The centrally sponsored schemes are yet another modality for imposition of the neo-liberal conditionalities. These schemes are formulated without adequate consultation with the state governments and without regard to the latter’s priorities. Since the state governments have to bear a substantial part of expenditure, they find it difficult to make proper allocation of their resources in accordance with their own priorities. Moreover, these conditionalities often impinge upon the states’ autonomy. For example, when the Jawaharlal Nehru National Urban Renewal Mission (JNNURM) was launched, the centre unilaterally asked the states to bring down stamp duty rates within five years to a level not exceeding 5 percent. This was a direct intrusion into the states’ autonomy because, with respect to taxes in the state list, the legislative assembly has full power to prescribe rates. Of late the government of India has accepted the Vaidyanathan committee recommendation on revival of cooperative credit structure; this too curtails the states’ autonomy in regard to the cooperative structure and links up the flow of fund with the state governments’ acceptance of the conditionalities attached. In some of the centrally sponsored schemes, the states' share of the financial burden is also being unilaterally increased. For instance, despite repeated objections by all the chief ministers, the states’ share in the Sarva Shiksha Abhiyan programme has recently been increased from 25 to 50 percent.
It may be noted that in recent years, in the sphere of state subjects, the centre has been imposing on the states distinct neo-liberal conditionalities, tying them up with more and more centrally sponsored schemes.
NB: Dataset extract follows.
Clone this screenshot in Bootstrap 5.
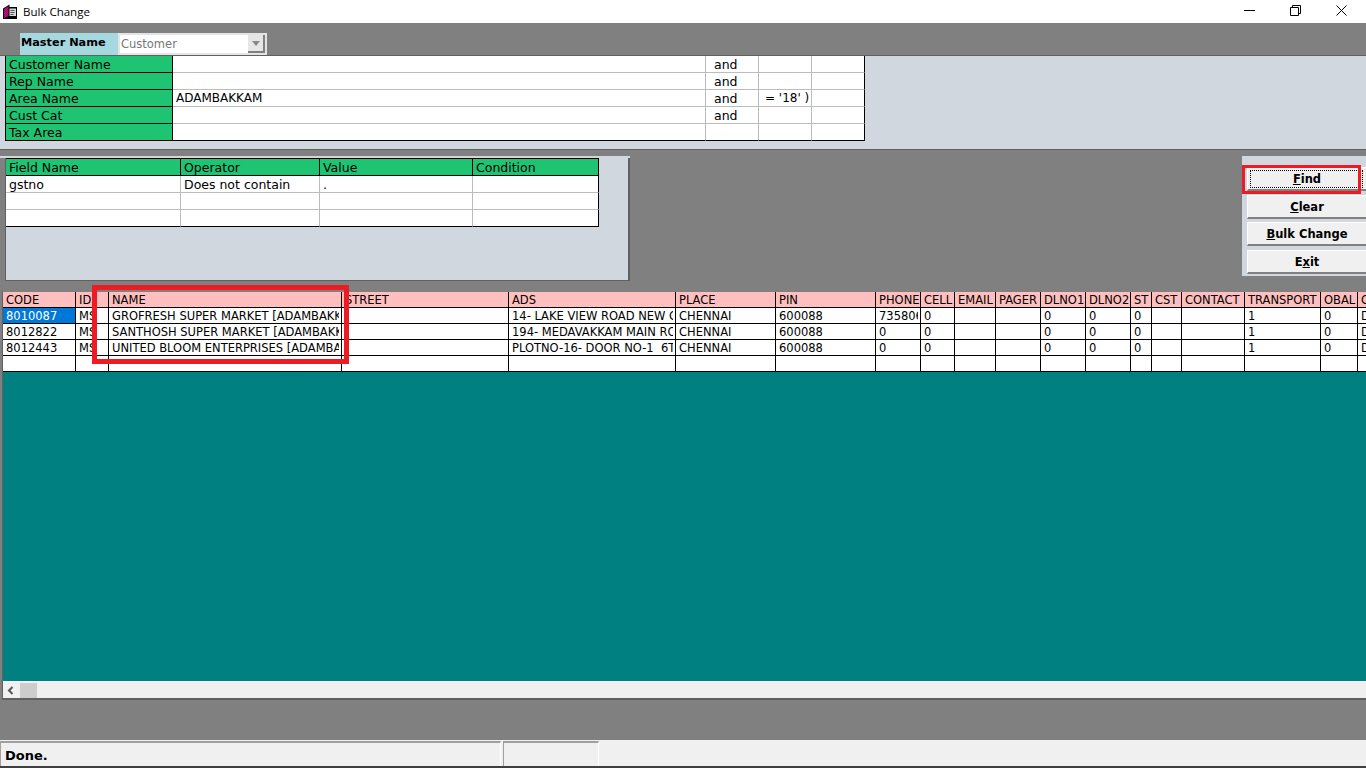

This is reflected in the fact that while central transfer to the states as a proportion of the centre's revenue receipt has, as already shown, steadily fallen over the years, within that total transfer the proportion of transfer of funds with neo-liberal conditionalities has increased. The time has therefore come when the states must once again strongly demand, as they had done earlier, the transfer of all centrally sponsored schemes in state subjects to the states --- with funds and without any conditionality.

 

ADMINISTRATIVE & LEGISLATIVE ISSUES

 

Along with these critical issues of the needed reordering of centre-state relations in the financial sphere, there are important and long-pending demands for changes in the centre-state relations in the administrative and legislative spheres as well. The most vital issue in administrative matters is related to the blatant and repeated political abuse of article 356 of the constitution by the central government to dislodge the democratically elected state governments. It is therefore urged, as per discussions in the Inter-State Council, that there must be strong safeguards against the abuse of article 356, keeping in view the judicial pronouncements by the Supreme Court in the S R Bommai case. This must be done through constitution amendments, without further delay, so that article 356 is not used except in the case of a serious threat to the secular fabric of the country. Similarly, a constitutional amendment is needed against abuse of article 355, so that central government can send central forces only after the concerned state government requests for it. In the legislative sphere, again with appropriate constitutional amendments, definite time limits need to be fixed for receiving the governor’s sanction or the president’s assent for the bills passed by a state assembly.

 

To sum up, the reordering of centre-state relations for more justified devolution of powers to the states is an important pledge intrinsically connected to the fulfilment of other pledges regarding the common people’s greater access to employment, livelihood, education, health care and other amenities. Such decentralisation of powers from the centre to the states, moreover, must not stop at the state headquarters, but go down to the level of village panchayats and urban municipalities in the districts, and through them to the vast majority of people. It is only through the people’s involvement of people, through their struggles, that these two kinds of pledges – pledge of employment, livelihood, education and health for the people and pledge for decentralisation of powers – can be combined into a unified pledge for realisation. The Independence Day is an occasion for the common working people to take up this unified pledge as a part of their class struggle.